The assassination of Prime Minister Inukai Tsuyoshi in the May 15 Incident (1932) at the hands of young Navy radicals proclaiming the need for political reform, started the rapid decline in the power and influence of the political party in Japan. After the assassination of Inukai, every subsequent Prime Minister was either from the military, or was someone with militaristic and/or ultranationalistic credentials. As the military influence on society increased towards the end of the 1930s, the Imperial General Headquarters launched a large scale invasion of China. Pressure then mounted from the military leadership for the remaining political parties to merge into a single organization, thus giving the government a single voice, referred to as Hakkō ichiu ("eight crown cords, one roof"). This change to a one-party state was effected in 1940 under Prime Minister Fumimaro Konoe, when all remaining political parties joined the Imperial Rule Assistance Association.

==Timeline==
- 1874: Aikoku Kōtō (Public Society of Patriots) founded
- 1881: Aikoku Kōtō and Aikokusha are continued by the Jiyutō (Liberal Party of Japan)
- 1882: Rikken Kaishintō (Constitutional Progressive Party) founded by Okuma Shigenobu
- 1882: Rikken Teiseitō founded by conservatives
- 1887: Peace Preservation Law
- 1889: Meiji Constitution
- 1890: Opening of the Diet of Japan
- 1890: Rikken Jiyutō established
- 1891: Rikken Jiyutō renamed Jiyutō
- 1896: Rikken Kaishintō is continued by the 'Shimpotō (Progressive Party)

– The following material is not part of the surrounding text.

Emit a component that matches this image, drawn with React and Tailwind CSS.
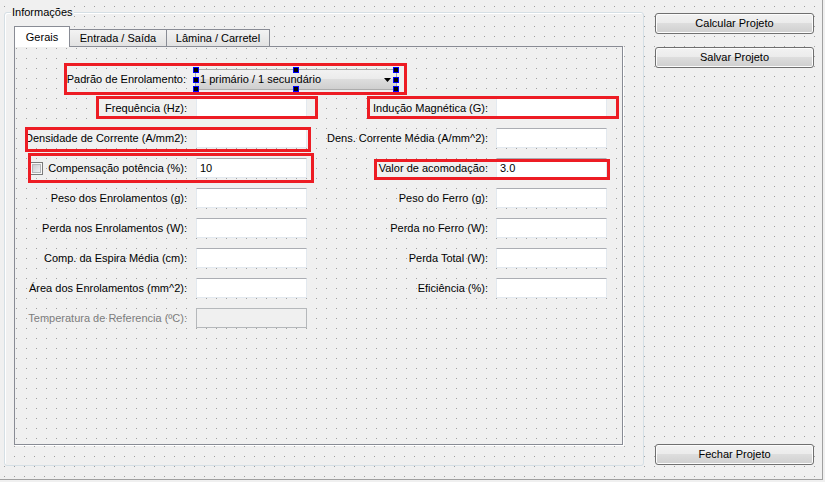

- 1898: Rikken Jiyutō and Shimpotō merge to form the Kenseitō (Constitutional Politics Party )
- 1900: Kenseitō is taken over by the oligarchy and renamed the Constitutional Friends Association (Rikken Seiyukai)

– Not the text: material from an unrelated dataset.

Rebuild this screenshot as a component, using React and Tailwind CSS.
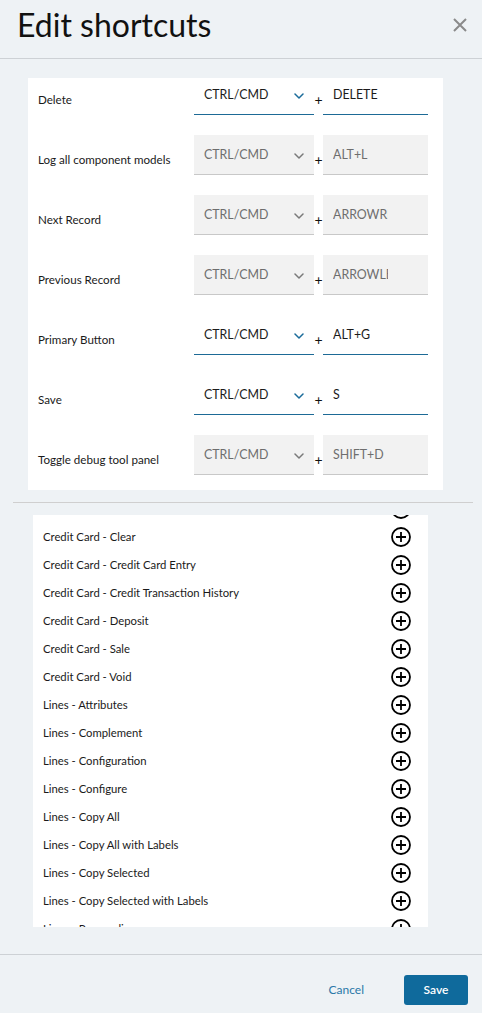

- 1900: Public Order & Police Law of 1900
- 1910: A faction of the former Kenseitō forms the Rikken Kokumintō (Constitutional National Party )

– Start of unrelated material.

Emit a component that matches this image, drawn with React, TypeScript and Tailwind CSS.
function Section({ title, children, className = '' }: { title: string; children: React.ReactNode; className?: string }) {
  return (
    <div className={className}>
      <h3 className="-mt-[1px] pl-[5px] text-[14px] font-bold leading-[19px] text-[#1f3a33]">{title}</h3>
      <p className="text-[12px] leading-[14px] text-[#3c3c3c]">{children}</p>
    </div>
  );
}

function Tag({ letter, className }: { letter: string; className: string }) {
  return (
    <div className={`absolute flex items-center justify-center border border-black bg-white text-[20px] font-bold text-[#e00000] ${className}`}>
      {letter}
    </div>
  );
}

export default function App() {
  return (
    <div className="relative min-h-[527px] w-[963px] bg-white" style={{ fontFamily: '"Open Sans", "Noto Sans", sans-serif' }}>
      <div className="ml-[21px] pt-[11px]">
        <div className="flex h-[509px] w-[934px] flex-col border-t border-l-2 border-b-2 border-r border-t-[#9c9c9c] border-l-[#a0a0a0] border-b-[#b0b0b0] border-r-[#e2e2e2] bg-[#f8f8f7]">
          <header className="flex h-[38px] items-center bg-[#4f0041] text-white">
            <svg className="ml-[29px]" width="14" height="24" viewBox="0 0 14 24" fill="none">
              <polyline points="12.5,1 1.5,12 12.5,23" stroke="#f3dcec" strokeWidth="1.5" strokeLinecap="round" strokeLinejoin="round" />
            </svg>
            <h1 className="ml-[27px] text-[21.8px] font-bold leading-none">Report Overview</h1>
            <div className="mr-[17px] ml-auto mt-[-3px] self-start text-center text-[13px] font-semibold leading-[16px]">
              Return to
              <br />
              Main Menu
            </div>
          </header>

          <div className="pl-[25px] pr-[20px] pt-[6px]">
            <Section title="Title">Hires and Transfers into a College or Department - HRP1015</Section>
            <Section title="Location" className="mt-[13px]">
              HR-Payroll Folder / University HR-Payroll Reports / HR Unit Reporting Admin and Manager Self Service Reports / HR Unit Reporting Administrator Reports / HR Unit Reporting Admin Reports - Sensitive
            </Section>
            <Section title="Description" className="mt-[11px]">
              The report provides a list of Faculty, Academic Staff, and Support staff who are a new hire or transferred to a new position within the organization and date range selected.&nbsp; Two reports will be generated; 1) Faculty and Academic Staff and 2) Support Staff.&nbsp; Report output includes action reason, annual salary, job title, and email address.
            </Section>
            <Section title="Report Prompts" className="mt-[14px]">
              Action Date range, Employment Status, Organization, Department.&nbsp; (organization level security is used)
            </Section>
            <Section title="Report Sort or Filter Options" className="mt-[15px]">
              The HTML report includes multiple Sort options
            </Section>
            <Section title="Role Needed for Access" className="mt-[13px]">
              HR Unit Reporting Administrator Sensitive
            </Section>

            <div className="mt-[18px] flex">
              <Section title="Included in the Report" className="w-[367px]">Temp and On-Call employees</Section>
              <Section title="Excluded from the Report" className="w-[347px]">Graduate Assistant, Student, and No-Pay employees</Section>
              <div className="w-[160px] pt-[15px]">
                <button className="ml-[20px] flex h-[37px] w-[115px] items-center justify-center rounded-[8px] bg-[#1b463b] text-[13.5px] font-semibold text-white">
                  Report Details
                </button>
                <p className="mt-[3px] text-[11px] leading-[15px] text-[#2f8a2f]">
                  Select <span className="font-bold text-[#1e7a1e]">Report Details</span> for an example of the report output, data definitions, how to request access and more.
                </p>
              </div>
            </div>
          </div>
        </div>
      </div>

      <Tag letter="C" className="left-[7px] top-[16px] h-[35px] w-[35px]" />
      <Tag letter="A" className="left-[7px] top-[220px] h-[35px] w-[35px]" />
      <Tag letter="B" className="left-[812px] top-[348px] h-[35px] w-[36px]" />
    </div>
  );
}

- 1912: Start of the Taishō period
- 1913: A faction of the Rikken Kokumintō forms the Rikken Dōshikai (Constitutional Friendship Association)
- 1916: Rikken Dōshikai becomes the Kenseikai (Constitutional Association)
- 1920: Foundation of the Nihon Shakai Shugi Domei
- 1922: Foundation of the Japan Communist Party
- 1925: Peace Preservation Law of 1925
- 1925: Universal Manhood Suffrage Law of 1925
- 1926: Foundation of the Nihon Rōnōtō (Japan Labor-Farmer Party), Rōdō Nōmintō (Labor-Farmer Party), and the Shakai Minshutō (Socialist People's Party)
- 1928 March 15 Incident
- 1929: April 16 Incident
- 1922: Rikken Kokumintō merges into Kakushin Club (Reform Club), which later merges with the Rikken Seiyutō.
- 1925: Passage of universal male suffrage laws
- 1926: Start of the Shōwa period
- 1927: Rikken Minseitō formed from the Kenseikai
- 1930: Prime Minister Hamaguchi assassinated
- 1931: March Incident and Imperial Colors Incident
- 1932: May 15 Incident; Prime Minister Inukai assassinated
- 1933: Fascist Kokumin Dōmei formed
- 1936: February 26 Incident: Prime Minister Okada Keisuke escapes assassination
- 1936: Fascist Tōhōkai formed
- 1937: Popular Front Incident
- 1940: Imperial Rule Assistance Association formed

==Alphabetical listing of pre-war political parties==
This is a partial listing of political parties in pre–World War II Empire of Japan

- Aikoku Kōtō, 1874-1874 founded by Itagaki Taisuke
- Aikokusha, 1875 & 1878-1891, founded by Itagaki Taisuke
- Jiyutō Party: organized by Itagaki Taisuke & Goto Shojiro
- Kenseikai 1916-1925, founded by Kato Takaaki
- Kenseitō 1889-1910, founded by Ōkuma Shigenobu & Itagaki Taisuke
- Kokumin Dōmei: 1932-1940, founded by Nakano Seigō
- Japan Communist Party (1922–1925; to 1935 underground) by Yamakawa Hitoshi & Fukumoto Kazuo
- Nihon Musantō:1937-1937, founded by Suzuki Musaburō
- Nihon Ronōtō:1926-1928
- Rikken Dōshikai: 1913-1916, founded by Katsura Tarō
- Rikken Minseitō: 1927-1940, founded by Hamaguchi Osachi
- Rikken Kaishintō: 1882-1896, founded by Ōkuma Shigenobu
- Rikken Seiyukai: 1900-1940, founded by Itō Hirobumi
- Rikken Teisetō: 1882-1883, founded by Fukuichi Gen'ichirō
- Rōdō Nōmintō:1926-1928
- Shakai Minshutō:1926-1932, founded by Abe Isoo
- Shakai Taishutō: 1932-1940, founded by Abe Isoo
- Shimpotō: 1886-1889, founded by Ōkuma Shigenobu
- Tōhōkai: 1936-1940, founded by Nakano Seigō

Note that this list does not include the ultranationalist organizations, which (although they had a political agenda) did not participate directly in the electoral process by running their own candidates for public office. Likewise, this list does not include the political factions within the Japanese military, which also were not true political parties.